Under this line sits a listing. Repeat exactly and only its lines from the one holding "Convert this screenshot to HTML." through the one holding "configure any filters.</div>"; skip pictures.

____________________

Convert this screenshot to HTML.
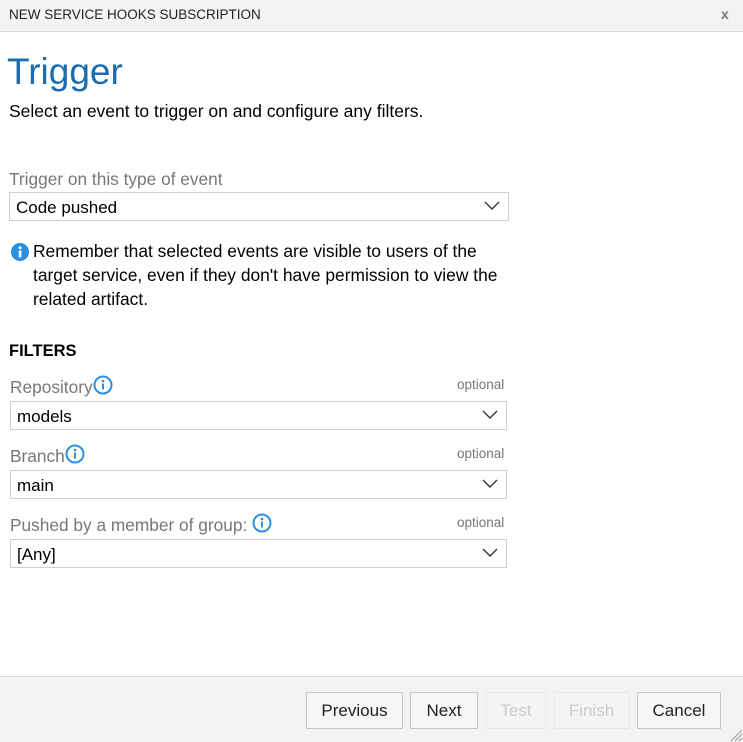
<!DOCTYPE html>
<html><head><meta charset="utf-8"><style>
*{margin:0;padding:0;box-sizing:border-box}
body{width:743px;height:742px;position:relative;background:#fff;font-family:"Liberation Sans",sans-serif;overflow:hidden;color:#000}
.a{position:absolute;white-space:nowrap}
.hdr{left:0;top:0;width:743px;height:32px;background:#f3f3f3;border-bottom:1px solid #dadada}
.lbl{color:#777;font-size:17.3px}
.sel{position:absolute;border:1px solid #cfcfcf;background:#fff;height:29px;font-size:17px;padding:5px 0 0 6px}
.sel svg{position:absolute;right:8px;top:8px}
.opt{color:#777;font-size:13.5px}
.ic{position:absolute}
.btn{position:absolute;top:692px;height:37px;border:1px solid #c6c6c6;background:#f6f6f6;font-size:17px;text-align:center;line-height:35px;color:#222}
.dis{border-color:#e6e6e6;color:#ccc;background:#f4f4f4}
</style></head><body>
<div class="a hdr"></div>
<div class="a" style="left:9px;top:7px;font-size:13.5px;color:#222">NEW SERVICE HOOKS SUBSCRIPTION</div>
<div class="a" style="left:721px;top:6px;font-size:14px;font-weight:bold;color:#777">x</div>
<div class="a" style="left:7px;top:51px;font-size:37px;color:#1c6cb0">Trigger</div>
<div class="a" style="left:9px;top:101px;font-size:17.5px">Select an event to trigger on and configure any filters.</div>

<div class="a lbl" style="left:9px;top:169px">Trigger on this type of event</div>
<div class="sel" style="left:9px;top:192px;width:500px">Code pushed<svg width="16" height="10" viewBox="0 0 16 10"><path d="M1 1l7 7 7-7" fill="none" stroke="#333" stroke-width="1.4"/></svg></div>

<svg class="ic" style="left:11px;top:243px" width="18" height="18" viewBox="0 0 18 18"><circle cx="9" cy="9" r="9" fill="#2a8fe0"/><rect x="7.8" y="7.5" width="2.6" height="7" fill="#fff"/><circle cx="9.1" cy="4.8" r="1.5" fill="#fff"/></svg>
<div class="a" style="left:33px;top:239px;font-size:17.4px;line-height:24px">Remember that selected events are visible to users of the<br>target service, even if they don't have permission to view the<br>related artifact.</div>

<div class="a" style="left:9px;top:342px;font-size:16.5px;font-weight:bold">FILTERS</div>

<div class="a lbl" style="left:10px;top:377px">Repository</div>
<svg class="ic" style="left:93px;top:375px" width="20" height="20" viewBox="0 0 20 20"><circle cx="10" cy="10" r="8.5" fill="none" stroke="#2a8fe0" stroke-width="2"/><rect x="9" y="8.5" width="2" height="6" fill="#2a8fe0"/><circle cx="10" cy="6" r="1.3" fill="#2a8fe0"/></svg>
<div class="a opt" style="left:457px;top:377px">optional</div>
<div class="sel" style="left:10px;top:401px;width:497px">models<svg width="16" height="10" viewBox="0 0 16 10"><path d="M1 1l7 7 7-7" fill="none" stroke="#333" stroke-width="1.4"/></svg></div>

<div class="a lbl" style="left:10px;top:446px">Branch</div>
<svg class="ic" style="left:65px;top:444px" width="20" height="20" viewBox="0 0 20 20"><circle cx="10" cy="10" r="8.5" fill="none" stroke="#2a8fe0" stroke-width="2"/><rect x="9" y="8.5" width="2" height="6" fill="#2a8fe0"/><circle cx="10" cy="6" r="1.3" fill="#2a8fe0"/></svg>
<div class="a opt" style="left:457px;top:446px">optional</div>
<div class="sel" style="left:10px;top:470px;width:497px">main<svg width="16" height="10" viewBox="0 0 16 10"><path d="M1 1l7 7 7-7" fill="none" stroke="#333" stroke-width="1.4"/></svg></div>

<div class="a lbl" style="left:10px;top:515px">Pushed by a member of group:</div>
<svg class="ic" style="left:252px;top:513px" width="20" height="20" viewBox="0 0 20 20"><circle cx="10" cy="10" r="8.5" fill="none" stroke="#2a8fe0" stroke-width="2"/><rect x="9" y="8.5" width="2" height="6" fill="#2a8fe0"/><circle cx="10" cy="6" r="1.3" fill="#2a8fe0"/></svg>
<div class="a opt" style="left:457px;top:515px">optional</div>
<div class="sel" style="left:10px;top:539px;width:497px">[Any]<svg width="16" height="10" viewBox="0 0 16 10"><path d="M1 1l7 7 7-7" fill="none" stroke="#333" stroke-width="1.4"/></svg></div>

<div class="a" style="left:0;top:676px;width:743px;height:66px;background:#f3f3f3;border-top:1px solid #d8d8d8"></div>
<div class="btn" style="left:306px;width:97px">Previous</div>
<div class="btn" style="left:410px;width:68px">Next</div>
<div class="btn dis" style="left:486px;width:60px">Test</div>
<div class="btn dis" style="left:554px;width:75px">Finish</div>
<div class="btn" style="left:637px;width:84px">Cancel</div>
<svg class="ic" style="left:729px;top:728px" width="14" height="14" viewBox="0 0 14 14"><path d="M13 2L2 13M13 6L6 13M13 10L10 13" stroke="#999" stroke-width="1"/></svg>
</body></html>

____________________

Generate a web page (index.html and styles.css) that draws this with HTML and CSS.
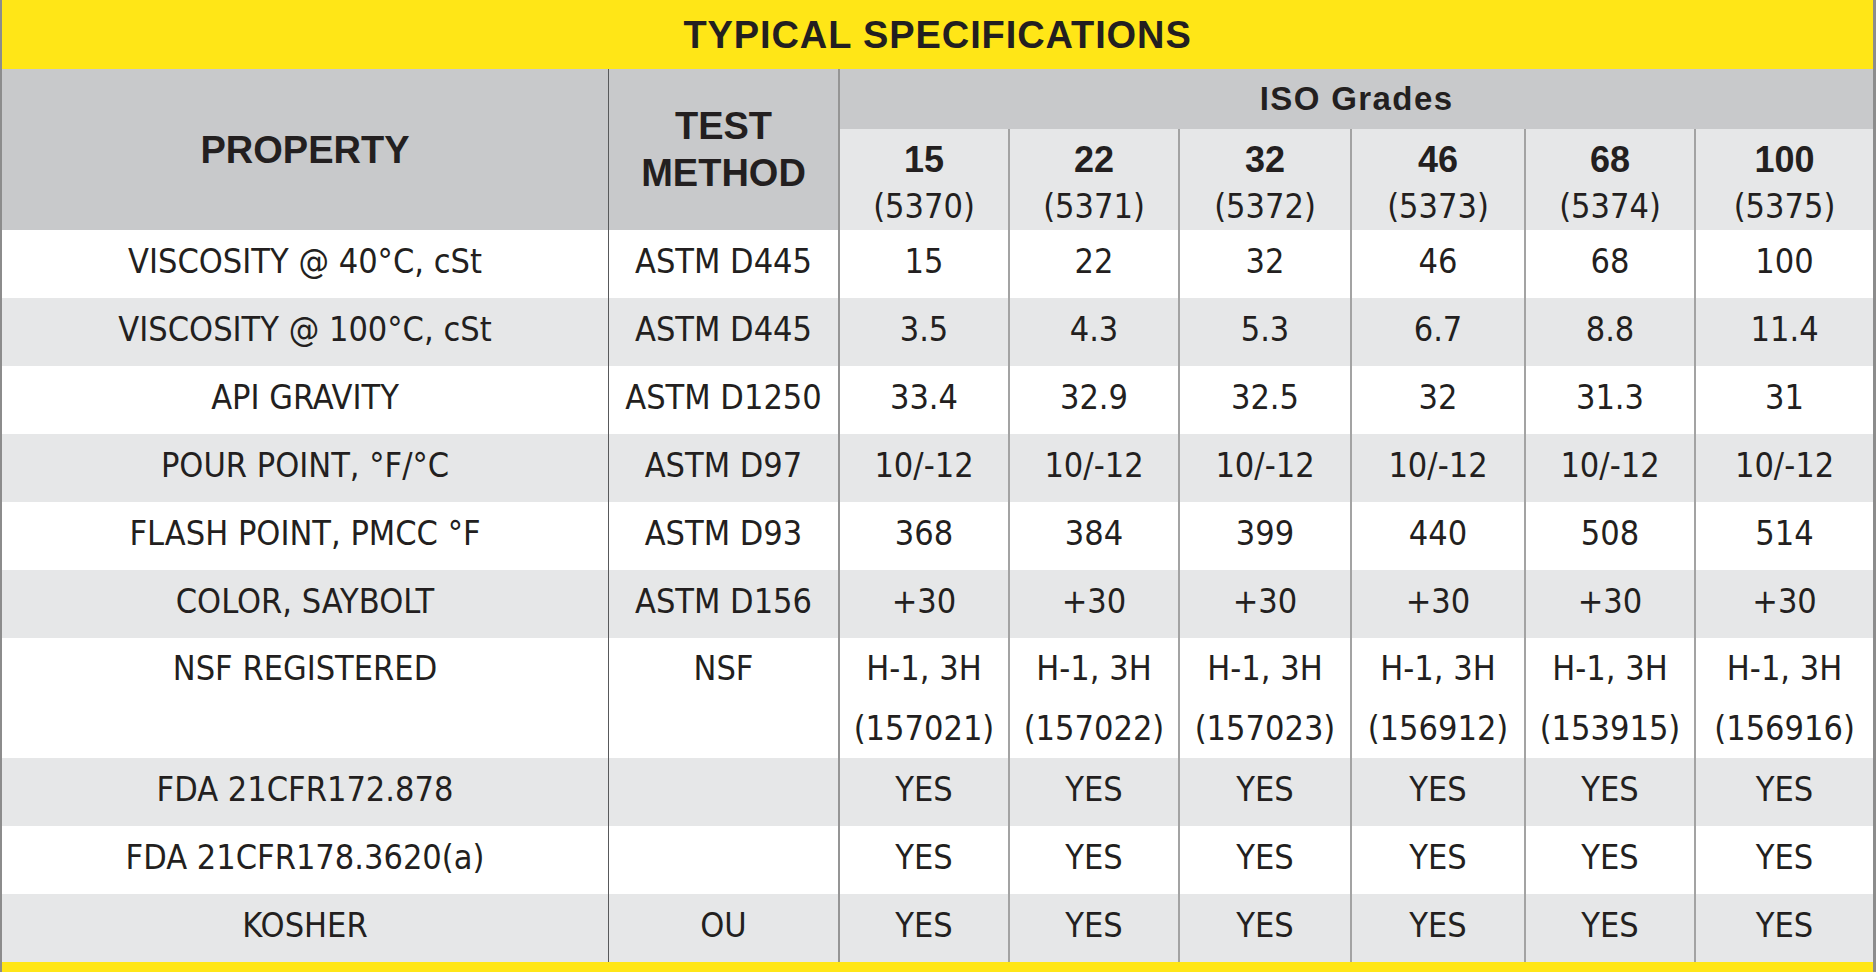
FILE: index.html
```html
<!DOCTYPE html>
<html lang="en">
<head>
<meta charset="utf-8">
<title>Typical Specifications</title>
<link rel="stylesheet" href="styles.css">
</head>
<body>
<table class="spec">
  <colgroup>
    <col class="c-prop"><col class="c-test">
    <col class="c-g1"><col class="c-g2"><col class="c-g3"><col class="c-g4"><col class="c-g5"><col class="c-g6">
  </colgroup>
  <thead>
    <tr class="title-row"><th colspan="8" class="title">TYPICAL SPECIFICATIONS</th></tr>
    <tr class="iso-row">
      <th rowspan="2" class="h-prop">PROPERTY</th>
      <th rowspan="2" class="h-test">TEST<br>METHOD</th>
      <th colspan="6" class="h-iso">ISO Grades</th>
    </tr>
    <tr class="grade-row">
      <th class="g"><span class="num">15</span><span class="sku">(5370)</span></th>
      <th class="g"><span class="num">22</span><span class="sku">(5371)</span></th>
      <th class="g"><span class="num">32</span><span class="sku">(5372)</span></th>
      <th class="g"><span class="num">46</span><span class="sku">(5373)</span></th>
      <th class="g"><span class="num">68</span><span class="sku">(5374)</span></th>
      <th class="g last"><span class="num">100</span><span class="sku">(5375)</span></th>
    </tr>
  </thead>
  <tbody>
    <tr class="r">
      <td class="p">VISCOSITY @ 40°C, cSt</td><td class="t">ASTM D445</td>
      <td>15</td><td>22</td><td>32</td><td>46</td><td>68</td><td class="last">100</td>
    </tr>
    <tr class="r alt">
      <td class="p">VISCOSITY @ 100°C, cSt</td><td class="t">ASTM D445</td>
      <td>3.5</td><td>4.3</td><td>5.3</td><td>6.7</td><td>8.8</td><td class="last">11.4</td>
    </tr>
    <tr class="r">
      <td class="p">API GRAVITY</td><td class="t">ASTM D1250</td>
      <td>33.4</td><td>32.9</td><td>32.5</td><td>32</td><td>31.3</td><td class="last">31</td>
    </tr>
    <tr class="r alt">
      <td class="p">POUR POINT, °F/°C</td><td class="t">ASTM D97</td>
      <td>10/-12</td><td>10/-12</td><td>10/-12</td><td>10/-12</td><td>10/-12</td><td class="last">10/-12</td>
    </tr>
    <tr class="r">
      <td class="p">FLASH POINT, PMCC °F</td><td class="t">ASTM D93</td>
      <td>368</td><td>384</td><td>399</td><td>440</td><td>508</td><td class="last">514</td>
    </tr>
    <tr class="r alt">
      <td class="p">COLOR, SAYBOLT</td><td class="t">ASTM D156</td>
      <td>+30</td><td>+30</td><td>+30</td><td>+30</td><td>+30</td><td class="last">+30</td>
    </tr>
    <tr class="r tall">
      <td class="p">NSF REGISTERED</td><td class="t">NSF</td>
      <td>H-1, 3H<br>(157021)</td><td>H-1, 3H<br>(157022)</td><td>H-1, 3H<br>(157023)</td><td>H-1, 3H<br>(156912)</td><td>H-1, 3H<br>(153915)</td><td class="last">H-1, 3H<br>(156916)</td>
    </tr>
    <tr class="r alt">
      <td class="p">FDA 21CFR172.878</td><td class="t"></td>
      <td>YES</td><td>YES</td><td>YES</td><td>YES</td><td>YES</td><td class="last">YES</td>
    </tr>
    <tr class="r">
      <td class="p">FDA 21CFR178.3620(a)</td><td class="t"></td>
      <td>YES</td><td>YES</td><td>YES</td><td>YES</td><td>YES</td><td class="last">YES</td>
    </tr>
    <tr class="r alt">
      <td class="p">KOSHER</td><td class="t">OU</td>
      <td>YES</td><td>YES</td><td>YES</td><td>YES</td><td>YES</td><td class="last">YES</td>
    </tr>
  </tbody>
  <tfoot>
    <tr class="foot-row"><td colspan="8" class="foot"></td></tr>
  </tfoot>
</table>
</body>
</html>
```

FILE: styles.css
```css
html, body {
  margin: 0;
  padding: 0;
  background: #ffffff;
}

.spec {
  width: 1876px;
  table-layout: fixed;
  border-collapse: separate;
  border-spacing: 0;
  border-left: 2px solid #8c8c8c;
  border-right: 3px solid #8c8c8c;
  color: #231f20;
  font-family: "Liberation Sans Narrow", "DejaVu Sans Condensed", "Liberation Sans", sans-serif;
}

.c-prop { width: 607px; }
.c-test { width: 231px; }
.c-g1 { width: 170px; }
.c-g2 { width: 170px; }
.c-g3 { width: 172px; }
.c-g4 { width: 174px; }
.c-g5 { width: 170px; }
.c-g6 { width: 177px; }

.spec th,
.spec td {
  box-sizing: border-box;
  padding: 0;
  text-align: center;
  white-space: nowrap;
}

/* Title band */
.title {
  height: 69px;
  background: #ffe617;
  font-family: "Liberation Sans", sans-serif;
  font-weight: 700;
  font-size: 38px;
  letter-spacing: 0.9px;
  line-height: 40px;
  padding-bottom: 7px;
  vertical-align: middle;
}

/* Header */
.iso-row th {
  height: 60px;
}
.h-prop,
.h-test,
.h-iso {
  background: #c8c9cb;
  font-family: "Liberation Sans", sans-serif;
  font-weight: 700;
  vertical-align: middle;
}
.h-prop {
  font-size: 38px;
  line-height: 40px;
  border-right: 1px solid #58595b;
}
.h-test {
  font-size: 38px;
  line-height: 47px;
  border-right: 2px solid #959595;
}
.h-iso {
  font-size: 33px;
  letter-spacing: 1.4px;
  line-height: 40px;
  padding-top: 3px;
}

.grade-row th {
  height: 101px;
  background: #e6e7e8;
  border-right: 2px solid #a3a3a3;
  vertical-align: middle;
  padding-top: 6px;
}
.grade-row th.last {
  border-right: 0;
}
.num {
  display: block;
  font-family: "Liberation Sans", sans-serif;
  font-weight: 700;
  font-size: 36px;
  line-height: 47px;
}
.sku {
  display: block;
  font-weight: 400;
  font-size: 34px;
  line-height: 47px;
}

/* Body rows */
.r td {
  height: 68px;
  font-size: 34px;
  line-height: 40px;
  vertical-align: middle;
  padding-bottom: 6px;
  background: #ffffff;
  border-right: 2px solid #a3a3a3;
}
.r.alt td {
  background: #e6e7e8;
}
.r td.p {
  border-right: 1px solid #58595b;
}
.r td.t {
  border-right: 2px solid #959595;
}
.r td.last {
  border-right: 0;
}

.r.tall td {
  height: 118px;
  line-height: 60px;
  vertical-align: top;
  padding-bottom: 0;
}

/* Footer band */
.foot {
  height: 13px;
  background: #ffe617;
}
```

____________________

▶ FULL OUTPUT
Convert this screenshot to HTML.
<!DOCTYPE html>
<html><head><meta charset="utf-8"><style>
*{margin:0;padding:0;box-sizing:border-box}
body{width:743px;height:742px;position:relative;background:#fff;font-family:"Liberation Sans",sans-serif;overflow:hidden;color:#000}
.a{position:absolute;white-space:nowrap}
.hdr{left:0;top:0;width:743px;height:32px;background:#f3f3f3;border-bottom:1px solid #dadada}
.lbl{color:#777;font-size:17.3px}
.sel{position:absolute;border:1px solid #cfcfcf;background:#fff;height:29px;font-size:17px;padding:5px 0 0 6px}
.sel svg{position:absolute;right:8px;top:8px}
.opt{color:#777;font-size:13.5px}
.ic{position:absolute}
.btn{position:absolute;top:692px;height:37px;border:1px solid #c6c6c6;background:#f6f6f6;font-size:17px;text-align:center;line-height:35px;color:#222}
.dis{border-color:#e6e6e6;color:#ccc;background:#f4f4f4}
</style></head><body>
<div class="a hdr"></div>
<div class="a" style="left:9px;top:7px;font-size:13.5px;color:#222">NEW SERVICE HOOKS SUBSCRIPTION</div>
<div class="a" style="left:721px;top:6px;font-size:14px;font-weight:bold;color:#777">x</div>
<div class="a" style="left:7px;top:51px;font-size:37px;color:#1c6cb0">Trigger</div>
<div class="a" style="left:9px;top:101px;font-size:17.5px">Select an event to trigger on and configure any filters.</div>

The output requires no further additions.